当てにしていたボーナスの額が昨年より少なくなったために、子供の夏休みに合わせたレジャー、気温の上昇とともにアップする光熱費など、家計のやりくりが重要になってくるが、その前に待ち構えるのがいくつかの商品、サービスの値上げだ。7月から値上がりするもの6選をピックアップする。
食卓からレジャーまで 値上げの影響は幅広く
(1)小麦粉
節約のために、外食や惣菜の購入を控え、自宅でパンやピザ、餃子などを手作りする消費者も多いだろう。その際に利用する小麦粉が値上げの対象となる。

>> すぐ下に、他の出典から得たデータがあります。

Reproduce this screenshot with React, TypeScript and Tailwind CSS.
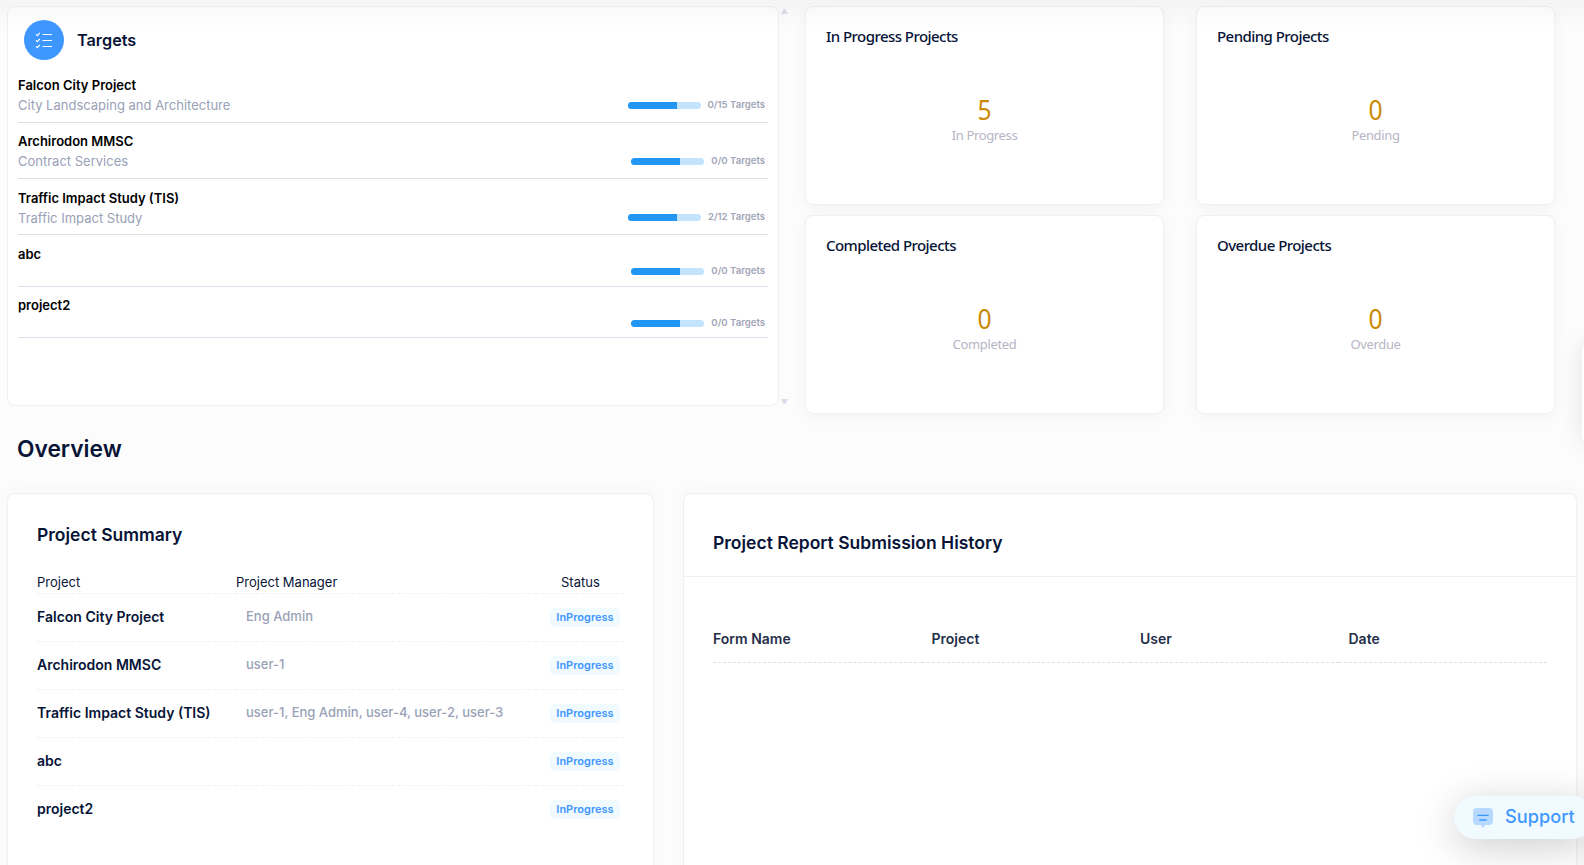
import type { ReactNode } from "react";

const targets = [
  { name: "Falcon City Project", type: "City Landscaping and Architecture", count: "0/15", row: "h-[56px]", text: "pt-[8px]", bar: "pt-[30px]" },
  { name: "Archirodon MMSC", type: "Contract Services", count: "0/0", row: "h-[56px]", text: "pt-[8px]", bar: "pt-[30px]" },
  { name: "Traffic Impact Study (TIS)", type: "Traffic Impact Study", count: "2/12", row: "h-[56px]", text: "pt-[9px]", bar: "pt-[30px]" },
  { name: "abc", type: "", count: "0/0", row: "h-[52px]", text: "pt-[9px]", bar: "pt-[28px]" },
  { name: "project2", type: "", count: "0/0", row: "h-[51px]", text: "pt-[8px]", bar: "pt-[28px]" },
];

const summary = [
  { name: "Falcon City Project", manager: "Eng Admin" },
  { name: "Archirodon MMSC", manager: "user-1" },
  { name: "Traffic Impact Study (TIS)", manager: "user-1, Eng Admin, user-4, user-2, user-3" },
  { name: "abc", manager: "" },
  { name: "project2", manager: "" },
];

const stats = [
  { title: "In Progress Projects", value: 5, label: "In Progress" },
  { title: "Pending Projects", value: 0, label: "Pending" },
  { title: "Completed Projects", value: 0, label: "Completed" },
  { title: "Overdue Projects", value: 0, label: "Overdue" },
];

function Card({ className, children }: { className: string; children?: ReactNode }) {
  return (
    <section className={`rounded-lg border border-[#eff0f2] bg-white ${className}`}>
      {children}
    </section>
  );
}

function ListIcon() {
  return (
    <svg width="18" height="18" viewBox="0 0 18 18" fill="none" stroke="#fff" strokeWidth="1.2">
      <path d="M7.500 3.500h9.500M7.500 9.500h9.500M7.500 15.500h9.500" />
      <path d="M1 3.300l1.300 1.300L4.800 1.800M1 9.300l1.300 1.300L4.800 7.800M1 15.300l1.300 1.300L4.800 13.800" />
    </svg>
  );
}

function Targets() {
  return (
    <div className="flex">
      <section className="h-[400px] w-[772px] rounded-lg border border-[#eff0f2] bg-white pt-[13px] pr-[10px] pl-[10px]">
        <header className="flex h-10 items-center gap-[13px] pl-[6px]">
          <span className="flex size-10 items-center justify-center rounded-full bg-[#3e97ff]">
            <ListIcon />
          </span>
          <h2 className="text-[16.25px] font-semibold text-[#071437]">Targets</h2>
        </header>
        <ul className="pt-[7px]">
          {targets.map((t) => (
            <li key={t.name} className={`flex justify-between border-b border-[#dbdfe9] ${t.row}`}>
              <div className={t.text}>
                <div className="text-[13px] leading-5 font-semibold text-black">{t.name}</div>
                <div className="text-[13px] leading-5 text-[#99a1b7]">{t.type}</div>
              </div>
              <div className={`flex items-center gap-[7px] self-start pr-[3px] ${t.bar}`}>
                <div className="mt-[2px] h-[7px] w-[73px] overflow-hidden rounded-full bg-[#c4e4fe]">
                  <div className="h-full w-[49px] bg-[#2196f3]" />
                </div>
                <span className="text-[9.6px] leading-[15px] font-semibold text-[#a1a5b7]">{t.count} Targets</span>
              </div>
            </li>
          ))}
        </ul>
      </section>
      <div className="flex h-[400px] w-[10px] flex-col items-center justify-between pt-[3px] pb-px">
        <svg width="7" height="5" viewBox="0 0 7 5"><path d="M2.500 0h2L7 5H0z" fill="#dbdfe9" /></svg>
        <svg width="7" height="6" viewBox="0 0 7 6"><path d="M0 0h7L4.500 5h-2z" fill="#dbdfe9" /></svg>
      </div>
    </div>
  );
}

function Stats() {
  return (
    <div className="grid grid-cols-[359px_359px] grid-rows-[199px_199px] gap-x-[32px] gap-y-[10px] font-['Noto_Sans','Open_Sans',sans-serif]">
      {stats.map((s) => (
        <Card key={s.title} className="flex flex-col px-5 pt-[19px] shadow-[0_4px_16px_0_rgba(0,0,0,0.035)]">
          <h3 className="text-[15px] leading-5 font-medium tracking-[-0.55px] text-[#071437]">{s.title}</h3>
          <div className="pt-[46px] text-center">
            <div className="scale-x-88 text-[28px] leading-[34px] text-[#ca8a04]">{s.value}</div>
            <div className="text-[13px] leading-[18px] tracking-[-0.35px] text-[#b5b5c3]">{s.label}</div>
          </div>
        </Card>
      ))}
    </div>
  );
}

function ProjectSummary() {
  return (
    <Card className="h-[420px] w-[647px] px-[29px] pt-[29px] shadow-[0_0_20px_0_rgba(76,87,125,0.03)]">
      <h2 className="text-[17.5px] leading-6 font-semibold text-[#071437]">Project Summary</h2>
      <div className="mt-[25px] grid h-[22px] grid-cols-[199px_300px_88px] text-[13px] leading-5 text-[#071437]">
        <div className="border-b border-dashed border-[#f1f1f4]">Project</div>
        <div className="border-b border-dashed border-[#f1f1f4]">Project Manager</div>
        <div className="border-b border-dashed border-[#f1f1f4] pl-[25px]">Status</div>
      </div>
      {summary.map((r) => (
        <div key={r.name} className="group grid h-12 grid-cols-[199px_300px_88px]">
          <div className="border-b border-dashed border-[#f1f1f4] pt-[13px] text-[14px] leading-5 font-semibold text-[#071437] group-last:border-0">{r.name}</div>
          <div className="border-b border-dashed border-[#f1f1f4] pt-[12px] pl-[10px] text-[13px] leading-5 font-medium text-[#99a1b7] group-last:border-0">{r.manager}</div>
          <div className="border-b border-dashed border-[#f1f1f4] pt-[14px] pl-[14px] group-last:border-0">
            <span className="flex h-[19px] w-[70px] items-center justify-center rounded-[5px] bg-[#f1faff] text-[11px] font-semibold text-[#3e97ff]">InProgress</span>
          </div>
        </div>
      ))}
    </Card>
  );
}

function ReportHistory() {
  return (
    <Card className="h-[420px] w-[894px] shadow-[0_0_20px_0_rgba(76,87,125,0.03)]">
      <header className="flex h-[83px] items-center border-b border-[#f1f1f4] px-[29px] pt-[16px]">
        <h2 className="text-[17.5px] font-semibold text-[#071437]">Project Report Submission History</h2>
      </header>
      <div className="mx-[29px] grid grid-cols-4 pt-[52px] text-[14px] leading-5 font-semibold text-[#252f4a]">
        {["Form Name", "Project", "User", "Date"].map((c) => (
          <div key={c} className="h-[34px] border-b border-dashed border-[#dbdfe9] pl-[10px] first:pl-0">{c}</div>
        ))}
      </div>
    </Card>
  );
}

function Support() {
  return (
    <button className="absolute top-[796px] left-[1454px] flex h-[43px] w-[140px] items-center gap-[13px] rounded-full bg-[#f1faff] pb-[2px] pl-[19px] text-[18.2px] font-medium text-[#3e97ff] shadow-[0_8px_40px_0_rgba(0,0,0,0.2)]">
      <svg width="20" height="20" viewBox="0 0 20 20" className="mt-[2px]">
        <path d="M4 0h12a4 4 0 0 1 4 4v9a4 4 0 0 1-4 4h-3.600l-1.700 2.300a.9.9 0 0 1-1.400 0L7.600 17H4a4 4 0 0 1-4-4V4a4 4 0 0 1 4-4z" fill="#b8d9ff" />
        <path d="M4.800 7.300h10.400M6.800 12h6.400" stroke="#3e97ff" strokeWidth="1.300" strokeLinecap="round" />
      </svg>
      <span className="-ml-px">Support</span>
    </button>
  );
}

export default function App() {
  return (
    <div className="relative h-[865px] w-[1584px] overflow-hidden bg-[#fcfcfc] font-['Inter',sans-serif]">
      <div className="flex gap-[16px] pt-[6px] pl-[7px]">
        <Targets />
        <Stats />
      </div>
      <h1 className="pt-[19px] pl-[17px] text-[22.75px] leading-8 font-semibold text-[#071437]">Overview</h1>
      <div className="flex gap-[29px] pt-[28px] pl-[7px]">
        <ProjectSummary />
        <ReportHistory />
      </div>
      <div className="pointer-events-none absolute inset-x-0 top-0 h-[31px] bg-linear-to-b from-black/[0.03] to-transparent" />
      <div className="absolute top-[344px] left-[1582px] h-[98px] w-10 rounded-md bg-white shadow-[0_0_24px_0_rgba(0,0,0,0.1)]" />
      <Support />
    </div>
  );
}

日清フーズは「カリメヤ(1kg)」の価格を2.3%引き上げる。これは、4月に輸入小麦の政府売渡価格が、円安や燃油価格の上昇で輸入にかかる海上運賃アップなどを受けて、直近6カ月の価格より4.6%上昇したのに連動する措置。また、日本製粉 も同様に、7月1日出荷分から家庭用小麦粉(強力粉)を約3.5%の値上げを実施する。
(2)携帯電話ユニバーサルサービス料
携帯電話の明細に記載されているユニバーサルサービス料金。携帯利用者の中には、意識せずに毎月支払っているケースもあるが、公衆電話や緊急通報のサービスを維持するのに必要な費用の一部を通信事業者全体で、電話番号の数に応じて負担する料金だ。NTTドコモ、au、ソフトバンクの携帯電話大手各社は、携帯電話番号あたり月額2円から、3円に値上げとなる。たかが1円と捉えることもできるが、値上げ幅でみれば50%の上昇となる。
(3)ガス料金
夏本番を迎える7月は、お風呂で汗ばんだ体をさっぱりさせたいところだが、ガス料金の値上げに注意が必要だ。

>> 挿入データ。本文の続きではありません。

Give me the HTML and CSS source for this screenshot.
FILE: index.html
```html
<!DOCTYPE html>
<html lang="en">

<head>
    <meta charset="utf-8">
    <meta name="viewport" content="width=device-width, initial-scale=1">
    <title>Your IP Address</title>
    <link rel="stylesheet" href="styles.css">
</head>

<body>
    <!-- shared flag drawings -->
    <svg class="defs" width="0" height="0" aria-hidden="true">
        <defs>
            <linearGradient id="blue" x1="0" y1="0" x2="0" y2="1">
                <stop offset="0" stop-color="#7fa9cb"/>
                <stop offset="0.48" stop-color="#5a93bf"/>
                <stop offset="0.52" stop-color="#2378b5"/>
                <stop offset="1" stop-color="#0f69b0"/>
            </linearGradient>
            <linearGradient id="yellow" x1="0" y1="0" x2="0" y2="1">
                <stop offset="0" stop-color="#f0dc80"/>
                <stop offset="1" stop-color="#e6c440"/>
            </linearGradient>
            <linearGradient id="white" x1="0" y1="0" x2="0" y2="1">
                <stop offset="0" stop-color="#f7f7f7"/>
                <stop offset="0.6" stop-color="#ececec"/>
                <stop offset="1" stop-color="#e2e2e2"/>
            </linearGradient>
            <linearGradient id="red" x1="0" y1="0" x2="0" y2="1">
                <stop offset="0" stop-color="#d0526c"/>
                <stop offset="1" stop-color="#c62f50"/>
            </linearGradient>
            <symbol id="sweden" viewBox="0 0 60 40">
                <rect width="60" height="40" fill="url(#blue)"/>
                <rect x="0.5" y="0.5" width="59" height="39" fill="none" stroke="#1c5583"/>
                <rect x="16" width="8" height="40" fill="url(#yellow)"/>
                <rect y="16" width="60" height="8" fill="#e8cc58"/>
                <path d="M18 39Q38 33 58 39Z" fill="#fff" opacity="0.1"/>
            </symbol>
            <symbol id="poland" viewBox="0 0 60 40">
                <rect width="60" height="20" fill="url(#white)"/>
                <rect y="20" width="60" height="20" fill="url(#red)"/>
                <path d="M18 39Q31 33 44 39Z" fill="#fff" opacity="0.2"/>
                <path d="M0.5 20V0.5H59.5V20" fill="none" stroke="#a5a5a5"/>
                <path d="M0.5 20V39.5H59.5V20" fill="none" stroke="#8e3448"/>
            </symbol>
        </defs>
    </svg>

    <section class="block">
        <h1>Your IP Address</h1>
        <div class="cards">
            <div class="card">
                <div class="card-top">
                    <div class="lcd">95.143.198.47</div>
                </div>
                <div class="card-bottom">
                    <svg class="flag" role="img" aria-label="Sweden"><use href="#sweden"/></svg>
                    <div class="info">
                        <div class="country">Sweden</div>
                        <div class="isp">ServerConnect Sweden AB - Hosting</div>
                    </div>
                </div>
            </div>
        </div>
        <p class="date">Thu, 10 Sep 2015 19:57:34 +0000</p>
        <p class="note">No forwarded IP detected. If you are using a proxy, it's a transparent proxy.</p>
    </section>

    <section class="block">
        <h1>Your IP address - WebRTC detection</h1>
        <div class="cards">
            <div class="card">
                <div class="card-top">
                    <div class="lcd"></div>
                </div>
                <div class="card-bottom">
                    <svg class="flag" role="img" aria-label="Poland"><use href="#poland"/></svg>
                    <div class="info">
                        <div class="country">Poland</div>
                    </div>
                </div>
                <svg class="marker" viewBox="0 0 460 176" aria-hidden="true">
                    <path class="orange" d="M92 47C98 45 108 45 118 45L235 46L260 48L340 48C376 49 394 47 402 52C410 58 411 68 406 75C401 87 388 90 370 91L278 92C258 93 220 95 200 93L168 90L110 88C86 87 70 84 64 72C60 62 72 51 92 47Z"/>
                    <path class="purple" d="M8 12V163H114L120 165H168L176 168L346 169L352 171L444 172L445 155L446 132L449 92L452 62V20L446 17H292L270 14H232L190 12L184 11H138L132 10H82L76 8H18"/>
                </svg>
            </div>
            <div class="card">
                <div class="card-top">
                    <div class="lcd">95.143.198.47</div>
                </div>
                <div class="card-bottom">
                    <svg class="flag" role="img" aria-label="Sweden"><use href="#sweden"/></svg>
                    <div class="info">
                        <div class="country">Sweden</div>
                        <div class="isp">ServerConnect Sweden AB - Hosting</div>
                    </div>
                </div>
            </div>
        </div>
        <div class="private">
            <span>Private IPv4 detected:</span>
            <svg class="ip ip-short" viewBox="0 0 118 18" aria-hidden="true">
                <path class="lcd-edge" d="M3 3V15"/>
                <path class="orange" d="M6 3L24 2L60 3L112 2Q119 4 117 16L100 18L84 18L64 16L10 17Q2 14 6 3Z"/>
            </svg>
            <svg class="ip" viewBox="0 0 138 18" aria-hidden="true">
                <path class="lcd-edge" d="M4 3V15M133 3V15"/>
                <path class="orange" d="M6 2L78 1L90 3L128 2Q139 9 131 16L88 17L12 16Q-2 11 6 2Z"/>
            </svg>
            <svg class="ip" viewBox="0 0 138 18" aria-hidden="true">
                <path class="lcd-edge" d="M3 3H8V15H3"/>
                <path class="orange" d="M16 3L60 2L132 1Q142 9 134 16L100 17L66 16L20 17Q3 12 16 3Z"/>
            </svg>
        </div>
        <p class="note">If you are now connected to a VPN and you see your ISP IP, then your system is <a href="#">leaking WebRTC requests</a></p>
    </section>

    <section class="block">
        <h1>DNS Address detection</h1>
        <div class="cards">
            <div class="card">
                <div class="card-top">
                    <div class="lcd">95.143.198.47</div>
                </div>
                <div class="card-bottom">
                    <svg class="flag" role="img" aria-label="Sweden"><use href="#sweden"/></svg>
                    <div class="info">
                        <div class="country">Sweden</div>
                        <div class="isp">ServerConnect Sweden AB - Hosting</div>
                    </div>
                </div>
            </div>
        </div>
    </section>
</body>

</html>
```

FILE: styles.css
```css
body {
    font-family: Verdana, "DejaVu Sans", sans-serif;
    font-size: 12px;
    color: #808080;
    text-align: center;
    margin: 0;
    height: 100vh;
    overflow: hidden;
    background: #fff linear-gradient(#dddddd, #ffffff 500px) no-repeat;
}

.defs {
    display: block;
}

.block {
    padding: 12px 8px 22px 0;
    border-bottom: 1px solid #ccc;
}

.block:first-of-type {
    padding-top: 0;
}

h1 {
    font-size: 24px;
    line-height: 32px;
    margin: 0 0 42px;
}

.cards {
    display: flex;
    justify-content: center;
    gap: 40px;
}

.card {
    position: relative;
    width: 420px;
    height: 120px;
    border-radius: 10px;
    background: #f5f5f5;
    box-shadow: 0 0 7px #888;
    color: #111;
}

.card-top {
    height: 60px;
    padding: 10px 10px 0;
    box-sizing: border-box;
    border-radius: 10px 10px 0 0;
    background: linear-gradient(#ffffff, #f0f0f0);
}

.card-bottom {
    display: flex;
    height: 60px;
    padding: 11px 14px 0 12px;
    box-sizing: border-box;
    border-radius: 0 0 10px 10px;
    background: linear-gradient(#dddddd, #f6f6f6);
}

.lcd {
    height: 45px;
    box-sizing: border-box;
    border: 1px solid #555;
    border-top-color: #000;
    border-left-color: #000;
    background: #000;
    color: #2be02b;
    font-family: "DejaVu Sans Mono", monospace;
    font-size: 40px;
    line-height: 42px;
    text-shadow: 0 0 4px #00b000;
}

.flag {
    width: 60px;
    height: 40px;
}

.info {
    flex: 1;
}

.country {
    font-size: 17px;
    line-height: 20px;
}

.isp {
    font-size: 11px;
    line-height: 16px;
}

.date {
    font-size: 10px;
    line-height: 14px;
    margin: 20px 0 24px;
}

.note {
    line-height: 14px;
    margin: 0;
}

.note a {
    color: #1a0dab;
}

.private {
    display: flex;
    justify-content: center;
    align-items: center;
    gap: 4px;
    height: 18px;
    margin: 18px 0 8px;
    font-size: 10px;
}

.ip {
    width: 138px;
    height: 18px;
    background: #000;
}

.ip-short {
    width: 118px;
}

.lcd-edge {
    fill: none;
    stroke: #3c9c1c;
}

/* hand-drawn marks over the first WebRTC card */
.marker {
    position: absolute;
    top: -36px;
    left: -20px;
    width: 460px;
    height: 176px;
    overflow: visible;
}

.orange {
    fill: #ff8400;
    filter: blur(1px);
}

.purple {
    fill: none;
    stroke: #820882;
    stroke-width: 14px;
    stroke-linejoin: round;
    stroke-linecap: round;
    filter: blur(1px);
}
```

液化天然ガス(LNG)などの輸入価格上昇を受けて都市ガス全4社が値上げに踏み切る。上昇幅が最も大きいのが東邦ガス で、標準的な家庭モデルの使用量は5712円と、前月比で17円アップとなる。東京ガス 、大阪ガス は、ともに前月比16円の値上げ。最も値上げ幅が低い西部ガス は同12円の価格上昇となる。
(4)電気料金
石油や石炭の輸入価格の下落を受けて、電力大手のうち関西電力 、北陸電力 、北海道電力 などは、電気料金を値下げる一方、LNGの輸入価格上昇により、ガス火力発電の比率が高い電力会社は料金を値上げする。
中部電力 は、平均モデルの家庭で、6390円となり前月から13円アップし、東京電力ホールディングス 傘下の東京電力エナジーパートナーは7月の料金は6661円と前月から5円の値上げとなる見込で、電力各社で明暗の別れる夏となりそうだ。
(5)春秋航空 支払手数料
夏のレジャーシーズンに、消費者の強い味方となる格安航空会社(LCC)だが、このうち春秋航空が国内線・国際線の料金を支払う際の手数料を、7月1日予約分から見直し、これまでの430円から550円に値上げする。クレジットカード会社、コンビニなどの決済代行会社の手数料値上げを受けた措置という。
(6)鉛蓄電池
自動車のバッテリーとして用いられる鉛蓄電池にも値上げの波が押し寄せる。古河電池 は、円安の影響から、主原料となる鉛の調達価格の高騰が続き、生産効率化やコストダウンなどの企業努力では吸収できないとして、7月1日から出荷する市販向けの自動車用の鉛蓄電池を10%-15%値上げに踏み切る。
この動きは業界全体に広がり、ドイツの自動車部品メーカーのボッシュも、日本国内で7月3日から出荷する補修用鉛蓄電池の全機種の価格を10%以上引き上げる予定だ。